NPV can mislead when:

  • the forecast cash flows are optimistic or incomplete
  • the discount rate does not match project risk
  • terminal value dominates the result without enough sensitivity testing
  • taxes, working capital, maintenance capex, or inflation are handled inconsistently
  • sunk costs are included as if they were future cash flows
  • strategic benefits are added without measurable cash-flow support
  • mutually exclusive projects are compared without considering scale and constraints
  • the model hides downside cases behind a single base-case NPV

The result is only as reliable as the cash-flow forecast, discount rate, and scenario discipline behind it.

Analyst Takeaway

Treat net present value as the core value-creation test in project appraisal.

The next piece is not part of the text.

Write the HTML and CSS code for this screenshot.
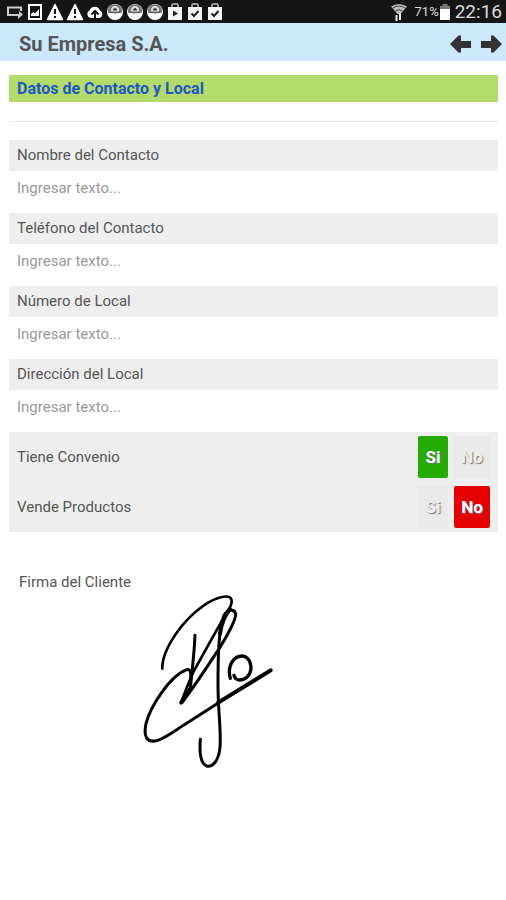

Build it from incremental cash flows, match the discount rate to risk, show sensitivities, and explain whether the value comes from operating cash flows, terminal value, tax effects, or strategic optionality.

Review Checklist

Before relying on NPV, document:

  • valuation or decision date
  • initial investment and timing of outflows
  • incremental revenue, cost, tax, working-capital, and capital-expenditure assumptions
  • discount-rate source and why it matches project risk
  • terminal value or exit-value assumptions, if any
  • inflation, currency, and tax consistency
  • sensitivity to key drivers and downside cases
  • whether the decision is independent, mutually exclusive, or capital constrained
  • effect on investment approval, enterprise value, transaction price, or capital allocation

FAQs

What does positive NPV mean?

Positive NPV means the project is expected to generate value after covering the required return and upfront investment.

Can NPV be negative even when a project has cash inflows?

Yes. Cash inflows may be too small, too late, or too risky to cover the initial investment and required return.

Why does the discount rate matter so much?

The discount rate converts future cash flows into today’s value. A higher rate reduces present value, especially for distant cash flows.